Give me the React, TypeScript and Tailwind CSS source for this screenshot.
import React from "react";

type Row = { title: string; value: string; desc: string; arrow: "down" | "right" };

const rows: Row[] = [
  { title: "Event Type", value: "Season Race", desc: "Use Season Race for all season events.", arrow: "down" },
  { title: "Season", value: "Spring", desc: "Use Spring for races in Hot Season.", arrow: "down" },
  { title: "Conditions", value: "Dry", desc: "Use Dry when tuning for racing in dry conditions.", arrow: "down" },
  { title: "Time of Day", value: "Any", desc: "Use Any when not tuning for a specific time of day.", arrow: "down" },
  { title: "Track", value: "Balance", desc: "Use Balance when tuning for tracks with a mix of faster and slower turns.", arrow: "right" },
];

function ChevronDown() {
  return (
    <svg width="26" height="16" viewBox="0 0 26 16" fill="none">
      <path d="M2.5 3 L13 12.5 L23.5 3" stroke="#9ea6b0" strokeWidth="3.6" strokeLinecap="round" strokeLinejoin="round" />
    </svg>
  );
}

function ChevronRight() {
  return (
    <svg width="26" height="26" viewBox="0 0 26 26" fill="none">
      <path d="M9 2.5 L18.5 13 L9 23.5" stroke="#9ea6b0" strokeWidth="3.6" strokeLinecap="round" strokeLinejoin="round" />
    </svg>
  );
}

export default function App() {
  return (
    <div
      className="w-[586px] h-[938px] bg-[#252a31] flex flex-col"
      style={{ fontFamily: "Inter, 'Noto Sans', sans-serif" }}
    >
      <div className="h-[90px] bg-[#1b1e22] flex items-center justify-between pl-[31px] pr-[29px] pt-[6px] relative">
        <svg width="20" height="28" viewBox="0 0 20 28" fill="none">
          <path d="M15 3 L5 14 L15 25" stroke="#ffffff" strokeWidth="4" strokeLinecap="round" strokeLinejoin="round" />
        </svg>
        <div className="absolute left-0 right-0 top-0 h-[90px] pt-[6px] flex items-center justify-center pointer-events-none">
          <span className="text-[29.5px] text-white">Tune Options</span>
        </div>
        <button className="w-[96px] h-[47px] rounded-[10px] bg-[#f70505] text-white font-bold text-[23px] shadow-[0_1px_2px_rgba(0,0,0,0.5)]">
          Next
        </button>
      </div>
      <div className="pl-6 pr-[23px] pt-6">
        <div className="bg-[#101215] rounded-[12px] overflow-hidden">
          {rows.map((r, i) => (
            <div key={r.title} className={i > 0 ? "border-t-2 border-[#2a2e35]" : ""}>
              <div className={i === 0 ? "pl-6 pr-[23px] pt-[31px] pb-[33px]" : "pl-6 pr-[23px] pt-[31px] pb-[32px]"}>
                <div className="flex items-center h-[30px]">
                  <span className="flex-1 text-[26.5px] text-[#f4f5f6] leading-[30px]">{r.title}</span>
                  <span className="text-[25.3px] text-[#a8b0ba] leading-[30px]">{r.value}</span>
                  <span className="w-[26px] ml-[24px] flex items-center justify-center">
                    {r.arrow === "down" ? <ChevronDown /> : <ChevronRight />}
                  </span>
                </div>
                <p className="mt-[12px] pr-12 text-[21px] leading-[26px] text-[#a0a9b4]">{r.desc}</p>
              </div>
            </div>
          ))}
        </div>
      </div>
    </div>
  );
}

◇ ◇ ◇ ◇ ◇

Brief - Return a word-for-word copy of the lines from the beginning of the listing to the line holding "string; value: string;", both kept.

Solution for this problem -
Give me the React, TypeScript and Tailwind CSS source for this screenshot.
import React from "react";

type Row = { title: string; value: string; desc: string; arrow: "down" | "right" };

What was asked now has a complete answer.